The Fourth Choir at Wiltons Music Hall

We visited the Making Music Together Exhibition at London’s Barbican, and talked to Making Music’s Chief Executive Barbara Eifler about the challenges the team faced when putting it together.

There are many hidden treasures to be found in the Barbican at any given time, and Making Music has recently added another. The organisation represents thousands of leisure time music groups across the UK, and their first exhibition pays homage to these groups. It centres around three themes: the breadth and variety of leisure music groups, the sheer scale of the leisure-time music sector; and that involvement in music is for everyone – there’s a lot that it can bring to people’s lives, whatever their background or previous experience.

Bursting with content

Packed with images, audio, testimonials and posters, the exhibition is arranged in a corner of the Music Library, which has been successfully hosting exhibitions for a while. The guest book at the entrance gives you a flavour of what you can expect.  It is full of comments from visitors saying how much they enjoyed the content and how meaningful it all was. Step inside, and you’re immediately struck by just how much has been included in such a small space. An imposing infographic delivers some fascinating insights: there are over 13,000 music groups across the UK, with over 61,000 people giving up their time to run these groups on a voluntary basis.  While these groups all perform music for the joy of it, many of them also raise money for charity. An estimated £1.9 million is raised by Making Music members annually.

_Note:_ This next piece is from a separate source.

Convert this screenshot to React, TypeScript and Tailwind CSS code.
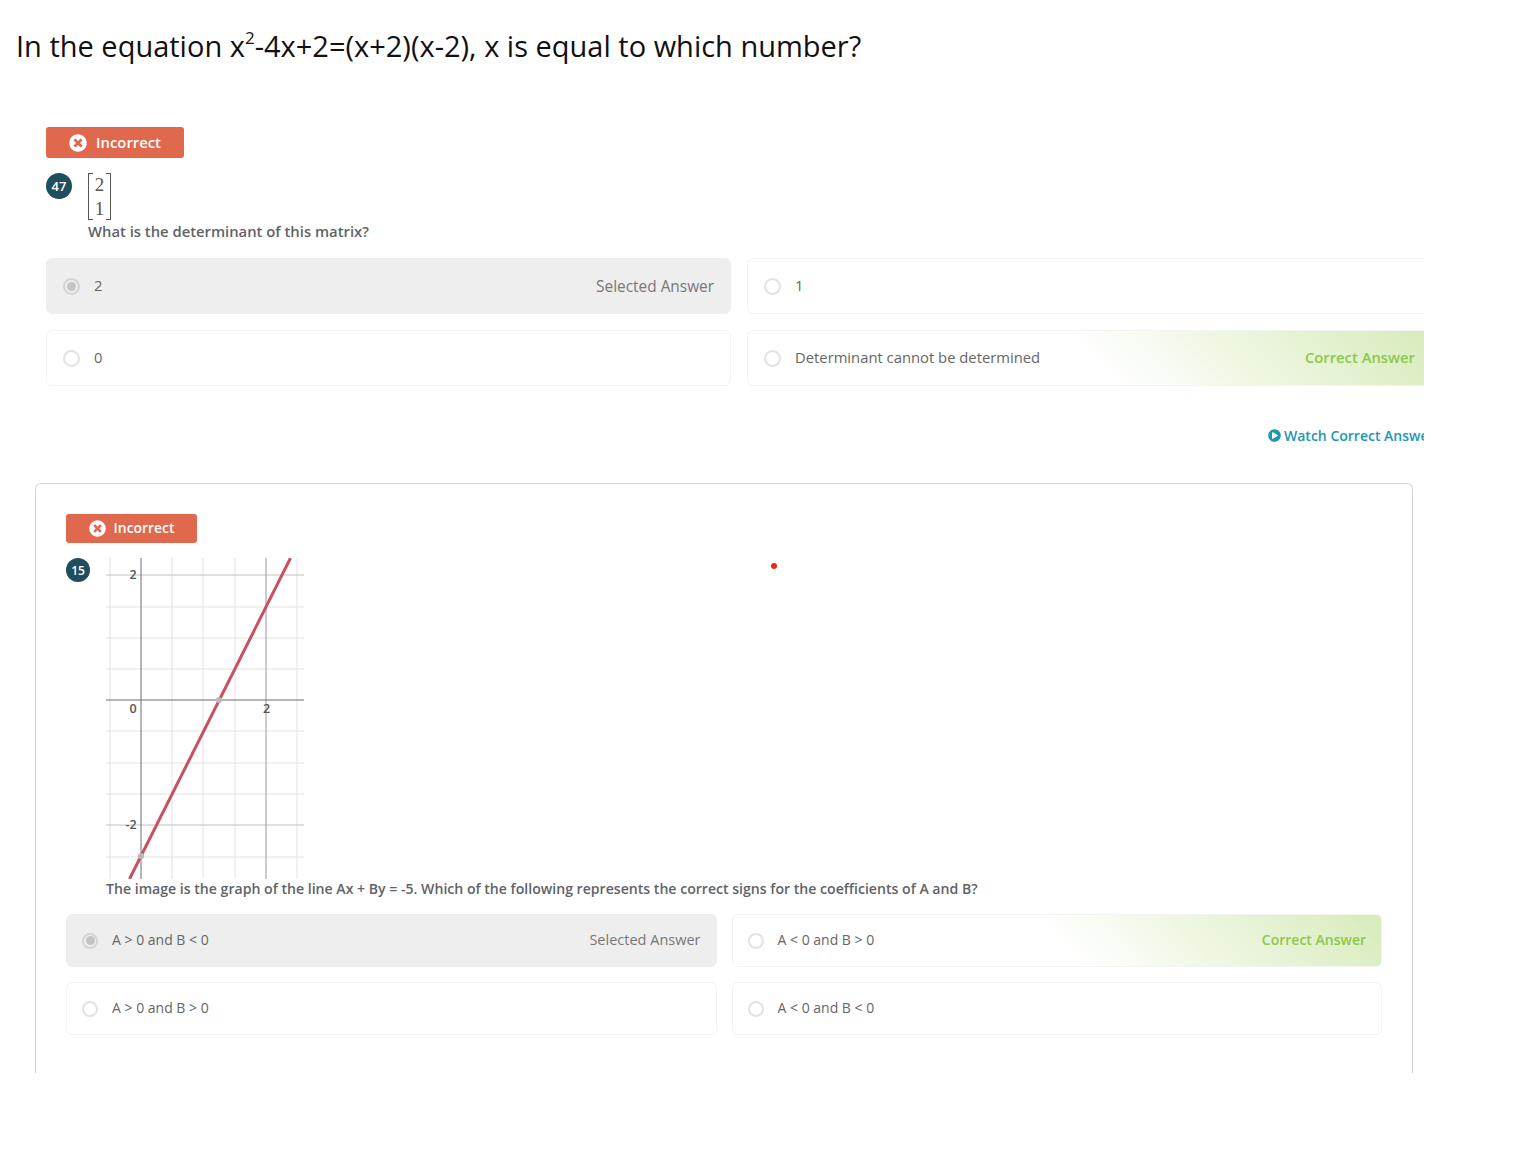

Testimonials bring the exhibition to life

The testimonials are particularly moving. Anyone who has made music in their spare time or performed as part of an amateur group will appreciate them. They reflect the time and dedication these activities take – but also the joy and fulfilment they bring that makes it all worth it.  Here’s a small sample:

“Even on a cold, miserable winter night, when the inclination is to stay home, you meet the chorus, start singing, and just soar!”

“Keeps the 80 year old brain alive”…Making music come alive is so fulfilling. I think of it as exercise for the soul.”

“I enjoy it that members of a community, regardless of ages or ability can share a hobby together.”

The testimonials were gathered from Making Music’s 3,500 members, who were happy to contribute, as Barbara Eifler, the organisation’s chief executive, explains: “We put a call out to our members to provide content, and we had such an amazing response – over 400 responses in 2 weeks! They ranged from small quotes to long testimonials about what music means to them.  It was so good that we felt that this is the stuff that deserves to be heard.”

The challenge of putting everything together

Putting on an exhibition of any kind can be a huge undertaking, particularly if you’ve never done it before.  Barbara says that while they were initially daunted by the prospect and not sure where to start, they realised that help was already close at hand. “We asked our members! We remembered that our members have all kinds of jobs – we managed to find someone who was a curator, another who ran an art gallery, someone who was doing a post-grad in curating, a retired art teacher…so we formed a committee to work on it, and it was very much a team effort.”

A view of the inside of a music shop

The exhbition in the Music Library at the Barbican.

The team was keen to make the exhibition as engaging as possible.  “The challenge we faced was, how do you go about translating the aural into the visual? We wanted to avoid it being too wordy, with too many blocks of text.”  There is definitely a lot to take in but it’s varied.  You can listen to recordings provided by choirs and orchestras, read through hundreds of quotes or look through the dozens of posters advertising the various events that these groups put on.  Although most of these groups are amateur, the standard is incredibly professional, and it’s easy to forget that many of these people have busy day jobs.  A highlight of the exhibition are the portraits of musicians taken in their normal working environment, but holding their instrument. It shows that the music they perform in these groups plays an important role alongside their day job and defines them just as much, if not more.

Looking to the future

“We are planning to digitise the exhibition to make it available online for our members that didn’t get to see it”, says Barbara.  “Hopefully we’ll also be able to use the information and insights we’ve gathered as part of any future lobbying and advocacy that we do on behalf of our members.”

This inspiring exhibition demonstrates what’s possible with commitment, passion and dedication – by both Making Music and its members.  It’s on until Saturday 23 March. And it’s free!